Data listing:
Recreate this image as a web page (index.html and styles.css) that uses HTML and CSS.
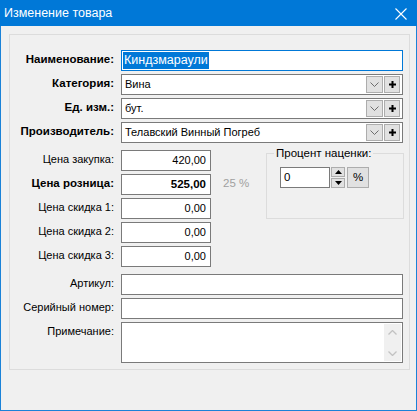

---

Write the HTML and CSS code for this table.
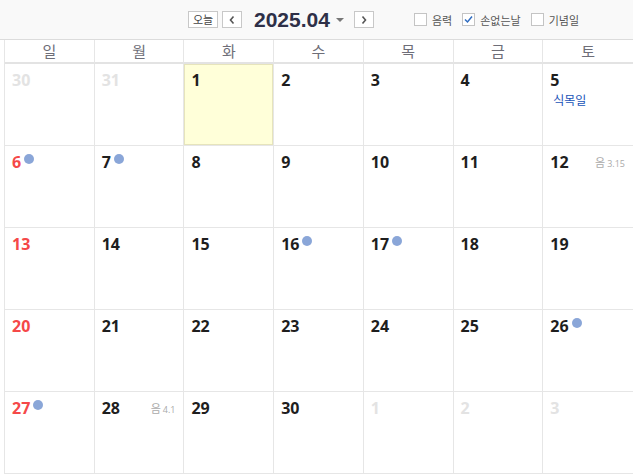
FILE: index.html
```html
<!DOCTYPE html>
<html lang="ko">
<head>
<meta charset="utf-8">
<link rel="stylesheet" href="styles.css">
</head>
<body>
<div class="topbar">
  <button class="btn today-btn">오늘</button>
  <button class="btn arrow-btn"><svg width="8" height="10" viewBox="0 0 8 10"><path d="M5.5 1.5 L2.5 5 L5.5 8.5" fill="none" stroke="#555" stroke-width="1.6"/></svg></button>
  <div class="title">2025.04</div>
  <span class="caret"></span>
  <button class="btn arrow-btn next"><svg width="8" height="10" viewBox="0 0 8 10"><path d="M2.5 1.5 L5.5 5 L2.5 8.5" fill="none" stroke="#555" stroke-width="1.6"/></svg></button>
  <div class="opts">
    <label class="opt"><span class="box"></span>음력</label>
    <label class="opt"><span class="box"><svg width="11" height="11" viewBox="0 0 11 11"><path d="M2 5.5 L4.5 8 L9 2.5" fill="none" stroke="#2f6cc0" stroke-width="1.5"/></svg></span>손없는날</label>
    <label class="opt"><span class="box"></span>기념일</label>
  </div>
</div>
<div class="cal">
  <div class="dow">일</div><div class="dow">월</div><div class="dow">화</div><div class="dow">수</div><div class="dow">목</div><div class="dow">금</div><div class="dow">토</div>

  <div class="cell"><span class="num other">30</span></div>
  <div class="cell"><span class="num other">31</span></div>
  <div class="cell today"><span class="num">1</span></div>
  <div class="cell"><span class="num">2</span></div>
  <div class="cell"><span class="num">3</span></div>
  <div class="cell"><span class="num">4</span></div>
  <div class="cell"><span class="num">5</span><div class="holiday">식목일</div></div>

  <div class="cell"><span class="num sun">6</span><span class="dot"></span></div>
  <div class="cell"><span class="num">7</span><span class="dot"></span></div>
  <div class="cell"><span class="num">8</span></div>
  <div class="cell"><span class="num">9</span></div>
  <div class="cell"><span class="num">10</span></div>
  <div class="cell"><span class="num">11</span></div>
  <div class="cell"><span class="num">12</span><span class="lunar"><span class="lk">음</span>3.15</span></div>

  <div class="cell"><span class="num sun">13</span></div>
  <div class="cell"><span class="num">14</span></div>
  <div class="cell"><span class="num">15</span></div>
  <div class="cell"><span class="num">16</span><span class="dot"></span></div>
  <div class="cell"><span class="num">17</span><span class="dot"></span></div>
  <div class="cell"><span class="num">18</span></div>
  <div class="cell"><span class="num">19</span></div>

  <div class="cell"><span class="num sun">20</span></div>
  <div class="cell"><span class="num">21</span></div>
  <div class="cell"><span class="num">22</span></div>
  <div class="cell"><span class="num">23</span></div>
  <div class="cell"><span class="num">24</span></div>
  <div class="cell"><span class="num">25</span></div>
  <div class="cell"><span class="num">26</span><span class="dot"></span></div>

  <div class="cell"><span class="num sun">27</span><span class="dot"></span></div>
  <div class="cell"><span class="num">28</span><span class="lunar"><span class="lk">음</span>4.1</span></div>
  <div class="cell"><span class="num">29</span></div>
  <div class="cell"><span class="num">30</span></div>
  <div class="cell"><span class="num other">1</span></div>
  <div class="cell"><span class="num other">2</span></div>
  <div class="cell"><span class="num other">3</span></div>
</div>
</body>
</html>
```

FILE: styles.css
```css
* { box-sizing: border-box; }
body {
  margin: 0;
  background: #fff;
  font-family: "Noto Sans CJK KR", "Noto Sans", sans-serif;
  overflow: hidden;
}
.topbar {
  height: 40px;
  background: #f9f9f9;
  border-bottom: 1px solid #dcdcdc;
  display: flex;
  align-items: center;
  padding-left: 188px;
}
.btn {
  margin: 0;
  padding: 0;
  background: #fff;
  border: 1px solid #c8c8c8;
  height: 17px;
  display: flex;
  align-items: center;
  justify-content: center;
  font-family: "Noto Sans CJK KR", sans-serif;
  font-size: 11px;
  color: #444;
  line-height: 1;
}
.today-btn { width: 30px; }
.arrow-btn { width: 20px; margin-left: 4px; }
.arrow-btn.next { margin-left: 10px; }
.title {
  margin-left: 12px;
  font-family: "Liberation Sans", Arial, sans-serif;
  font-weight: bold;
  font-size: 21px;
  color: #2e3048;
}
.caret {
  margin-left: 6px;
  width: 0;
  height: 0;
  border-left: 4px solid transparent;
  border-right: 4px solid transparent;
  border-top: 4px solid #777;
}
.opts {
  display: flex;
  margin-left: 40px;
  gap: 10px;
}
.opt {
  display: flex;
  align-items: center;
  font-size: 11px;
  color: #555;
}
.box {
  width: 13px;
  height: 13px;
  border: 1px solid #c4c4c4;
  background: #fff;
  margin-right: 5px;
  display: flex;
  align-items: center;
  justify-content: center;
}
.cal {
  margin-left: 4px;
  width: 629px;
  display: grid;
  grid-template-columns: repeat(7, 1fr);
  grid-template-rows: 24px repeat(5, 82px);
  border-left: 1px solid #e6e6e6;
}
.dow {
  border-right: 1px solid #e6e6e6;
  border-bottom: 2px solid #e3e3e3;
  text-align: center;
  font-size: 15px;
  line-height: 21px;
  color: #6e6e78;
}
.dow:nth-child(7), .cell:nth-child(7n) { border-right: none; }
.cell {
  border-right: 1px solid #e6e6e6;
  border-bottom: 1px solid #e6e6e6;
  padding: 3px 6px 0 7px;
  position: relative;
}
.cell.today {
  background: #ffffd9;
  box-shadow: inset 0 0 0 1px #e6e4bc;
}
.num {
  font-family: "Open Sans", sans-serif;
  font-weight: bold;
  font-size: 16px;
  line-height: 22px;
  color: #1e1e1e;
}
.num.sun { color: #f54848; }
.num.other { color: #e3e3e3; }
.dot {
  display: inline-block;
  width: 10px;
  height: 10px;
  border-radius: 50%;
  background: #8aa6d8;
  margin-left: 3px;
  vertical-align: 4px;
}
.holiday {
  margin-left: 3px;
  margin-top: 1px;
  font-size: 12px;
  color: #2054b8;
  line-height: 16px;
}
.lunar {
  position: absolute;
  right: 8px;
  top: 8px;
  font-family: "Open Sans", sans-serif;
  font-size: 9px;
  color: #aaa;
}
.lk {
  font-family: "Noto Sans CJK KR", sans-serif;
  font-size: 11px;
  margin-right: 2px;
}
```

---

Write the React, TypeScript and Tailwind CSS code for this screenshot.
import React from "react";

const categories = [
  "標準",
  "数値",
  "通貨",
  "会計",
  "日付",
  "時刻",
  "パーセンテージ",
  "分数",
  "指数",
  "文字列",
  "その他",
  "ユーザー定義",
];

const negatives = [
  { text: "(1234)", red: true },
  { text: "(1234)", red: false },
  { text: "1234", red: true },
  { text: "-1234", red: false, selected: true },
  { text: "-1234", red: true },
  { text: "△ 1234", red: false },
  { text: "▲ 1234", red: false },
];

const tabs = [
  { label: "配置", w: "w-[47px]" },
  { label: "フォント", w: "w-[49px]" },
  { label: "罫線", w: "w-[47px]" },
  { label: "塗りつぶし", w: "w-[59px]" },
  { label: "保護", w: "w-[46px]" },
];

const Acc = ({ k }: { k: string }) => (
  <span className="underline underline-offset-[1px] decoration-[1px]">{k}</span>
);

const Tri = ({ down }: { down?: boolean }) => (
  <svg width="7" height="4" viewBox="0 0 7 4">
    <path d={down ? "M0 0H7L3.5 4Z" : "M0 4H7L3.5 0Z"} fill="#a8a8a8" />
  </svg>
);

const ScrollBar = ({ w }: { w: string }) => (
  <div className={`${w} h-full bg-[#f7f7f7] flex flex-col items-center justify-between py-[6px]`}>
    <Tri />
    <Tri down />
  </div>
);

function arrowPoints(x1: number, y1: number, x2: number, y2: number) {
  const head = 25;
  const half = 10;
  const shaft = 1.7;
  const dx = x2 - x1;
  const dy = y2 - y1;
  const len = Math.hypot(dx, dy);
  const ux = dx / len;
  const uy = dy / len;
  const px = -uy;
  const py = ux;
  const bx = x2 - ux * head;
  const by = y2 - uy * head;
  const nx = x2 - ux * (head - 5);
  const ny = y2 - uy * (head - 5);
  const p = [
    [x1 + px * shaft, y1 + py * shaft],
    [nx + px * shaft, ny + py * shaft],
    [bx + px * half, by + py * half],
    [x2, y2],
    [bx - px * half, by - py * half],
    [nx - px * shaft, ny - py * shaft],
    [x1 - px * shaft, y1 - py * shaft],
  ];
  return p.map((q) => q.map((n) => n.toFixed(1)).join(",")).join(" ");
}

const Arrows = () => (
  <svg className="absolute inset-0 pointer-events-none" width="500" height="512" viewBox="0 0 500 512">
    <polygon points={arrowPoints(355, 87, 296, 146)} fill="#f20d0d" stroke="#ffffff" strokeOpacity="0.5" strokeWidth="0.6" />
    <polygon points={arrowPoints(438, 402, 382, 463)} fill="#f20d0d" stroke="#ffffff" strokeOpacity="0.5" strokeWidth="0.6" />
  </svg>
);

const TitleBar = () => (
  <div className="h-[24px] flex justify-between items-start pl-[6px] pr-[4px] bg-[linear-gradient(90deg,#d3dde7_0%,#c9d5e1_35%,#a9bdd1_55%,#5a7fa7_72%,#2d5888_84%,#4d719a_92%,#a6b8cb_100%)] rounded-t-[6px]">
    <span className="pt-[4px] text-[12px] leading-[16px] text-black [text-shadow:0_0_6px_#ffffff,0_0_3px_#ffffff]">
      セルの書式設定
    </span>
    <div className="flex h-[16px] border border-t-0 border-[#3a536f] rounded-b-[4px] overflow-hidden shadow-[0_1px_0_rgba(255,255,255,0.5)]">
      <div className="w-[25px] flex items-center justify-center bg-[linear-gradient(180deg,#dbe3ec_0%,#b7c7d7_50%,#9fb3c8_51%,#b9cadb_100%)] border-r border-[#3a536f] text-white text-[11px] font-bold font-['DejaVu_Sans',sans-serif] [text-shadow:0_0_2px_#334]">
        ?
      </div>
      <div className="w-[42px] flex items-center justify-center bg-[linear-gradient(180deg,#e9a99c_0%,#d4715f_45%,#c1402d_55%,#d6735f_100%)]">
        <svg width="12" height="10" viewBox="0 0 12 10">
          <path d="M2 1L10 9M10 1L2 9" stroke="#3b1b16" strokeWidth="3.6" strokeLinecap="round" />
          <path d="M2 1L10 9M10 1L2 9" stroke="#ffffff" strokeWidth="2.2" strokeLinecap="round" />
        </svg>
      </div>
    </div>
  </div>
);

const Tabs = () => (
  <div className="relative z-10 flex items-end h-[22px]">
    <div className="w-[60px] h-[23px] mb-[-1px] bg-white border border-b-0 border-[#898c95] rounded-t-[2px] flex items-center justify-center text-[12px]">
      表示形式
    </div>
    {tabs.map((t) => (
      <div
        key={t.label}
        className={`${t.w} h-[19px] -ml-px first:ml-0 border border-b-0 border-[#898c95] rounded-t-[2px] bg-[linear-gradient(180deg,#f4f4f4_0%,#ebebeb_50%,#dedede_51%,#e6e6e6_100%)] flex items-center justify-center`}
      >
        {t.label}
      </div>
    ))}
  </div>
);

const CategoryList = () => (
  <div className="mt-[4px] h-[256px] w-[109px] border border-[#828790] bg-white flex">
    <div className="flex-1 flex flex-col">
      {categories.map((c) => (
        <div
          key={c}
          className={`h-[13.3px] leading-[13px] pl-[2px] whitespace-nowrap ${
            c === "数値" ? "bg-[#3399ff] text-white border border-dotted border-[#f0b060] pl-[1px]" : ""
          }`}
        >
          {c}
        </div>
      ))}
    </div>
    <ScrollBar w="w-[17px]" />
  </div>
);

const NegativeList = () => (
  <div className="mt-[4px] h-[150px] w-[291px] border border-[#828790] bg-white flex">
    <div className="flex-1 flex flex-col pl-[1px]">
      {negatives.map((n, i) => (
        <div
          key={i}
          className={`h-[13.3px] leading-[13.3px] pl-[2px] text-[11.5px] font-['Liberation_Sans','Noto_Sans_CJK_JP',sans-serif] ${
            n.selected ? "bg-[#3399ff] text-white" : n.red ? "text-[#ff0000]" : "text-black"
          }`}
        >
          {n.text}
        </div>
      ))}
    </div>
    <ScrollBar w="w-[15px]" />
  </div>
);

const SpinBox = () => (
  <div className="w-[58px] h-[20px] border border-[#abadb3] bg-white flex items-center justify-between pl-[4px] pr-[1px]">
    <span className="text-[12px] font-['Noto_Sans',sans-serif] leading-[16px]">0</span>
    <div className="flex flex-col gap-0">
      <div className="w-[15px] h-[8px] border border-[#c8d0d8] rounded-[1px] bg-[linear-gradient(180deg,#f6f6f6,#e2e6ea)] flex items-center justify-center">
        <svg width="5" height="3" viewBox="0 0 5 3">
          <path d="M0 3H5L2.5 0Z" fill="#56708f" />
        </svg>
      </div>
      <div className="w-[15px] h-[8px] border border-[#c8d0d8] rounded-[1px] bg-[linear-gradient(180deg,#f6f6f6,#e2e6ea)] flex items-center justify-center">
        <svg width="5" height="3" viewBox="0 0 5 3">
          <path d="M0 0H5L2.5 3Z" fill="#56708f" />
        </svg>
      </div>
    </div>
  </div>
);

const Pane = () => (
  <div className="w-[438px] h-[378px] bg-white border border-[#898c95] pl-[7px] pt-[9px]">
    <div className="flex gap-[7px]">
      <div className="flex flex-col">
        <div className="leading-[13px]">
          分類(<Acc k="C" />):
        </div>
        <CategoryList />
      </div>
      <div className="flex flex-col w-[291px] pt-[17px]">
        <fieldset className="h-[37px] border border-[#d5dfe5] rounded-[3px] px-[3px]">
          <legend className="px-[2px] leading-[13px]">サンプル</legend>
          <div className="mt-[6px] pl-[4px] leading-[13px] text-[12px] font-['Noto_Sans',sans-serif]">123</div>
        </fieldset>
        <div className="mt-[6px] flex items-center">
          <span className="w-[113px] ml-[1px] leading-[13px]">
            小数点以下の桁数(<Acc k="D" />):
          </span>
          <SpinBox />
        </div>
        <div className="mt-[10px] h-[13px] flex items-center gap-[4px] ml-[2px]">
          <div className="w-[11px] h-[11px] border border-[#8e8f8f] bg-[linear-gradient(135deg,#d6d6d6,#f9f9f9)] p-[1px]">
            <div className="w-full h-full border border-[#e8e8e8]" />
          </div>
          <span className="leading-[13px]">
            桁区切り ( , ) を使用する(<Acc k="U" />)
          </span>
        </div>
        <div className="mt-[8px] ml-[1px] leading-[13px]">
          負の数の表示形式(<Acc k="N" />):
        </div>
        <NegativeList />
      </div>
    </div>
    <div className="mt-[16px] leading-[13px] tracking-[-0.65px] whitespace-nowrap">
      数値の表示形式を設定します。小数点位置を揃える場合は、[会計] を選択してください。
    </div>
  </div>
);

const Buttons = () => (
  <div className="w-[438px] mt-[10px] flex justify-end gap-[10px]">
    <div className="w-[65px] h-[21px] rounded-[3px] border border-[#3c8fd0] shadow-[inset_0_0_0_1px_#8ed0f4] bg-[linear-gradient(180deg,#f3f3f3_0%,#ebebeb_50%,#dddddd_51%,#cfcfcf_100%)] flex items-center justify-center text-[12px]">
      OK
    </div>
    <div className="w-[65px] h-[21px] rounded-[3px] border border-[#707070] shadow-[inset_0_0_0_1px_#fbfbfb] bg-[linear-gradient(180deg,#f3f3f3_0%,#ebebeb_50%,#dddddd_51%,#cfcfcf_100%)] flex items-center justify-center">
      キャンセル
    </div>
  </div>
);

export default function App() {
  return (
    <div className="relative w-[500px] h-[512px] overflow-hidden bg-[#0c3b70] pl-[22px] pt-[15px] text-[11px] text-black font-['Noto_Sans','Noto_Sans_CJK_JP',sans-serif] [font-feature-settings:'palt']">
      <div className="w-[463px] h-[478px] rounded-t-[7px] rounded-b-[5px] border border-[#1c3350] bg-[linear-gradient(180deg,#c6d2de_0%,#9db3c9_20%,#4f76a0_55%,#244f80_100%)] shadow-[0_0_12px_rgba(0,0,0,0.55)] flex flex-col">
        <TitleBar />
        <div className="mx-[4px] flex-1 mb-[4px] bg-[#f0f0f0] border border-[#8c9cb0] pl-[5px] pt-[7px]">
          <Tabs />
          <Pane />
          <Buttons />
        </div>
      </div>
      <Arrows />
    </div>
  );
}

What is required: Go through the entries above and copy every line containing "code".

Worked solution:
Write the HTML and CSS code for this table.
Write the React, TypeScript and Tailwind CSS code for this screenshot.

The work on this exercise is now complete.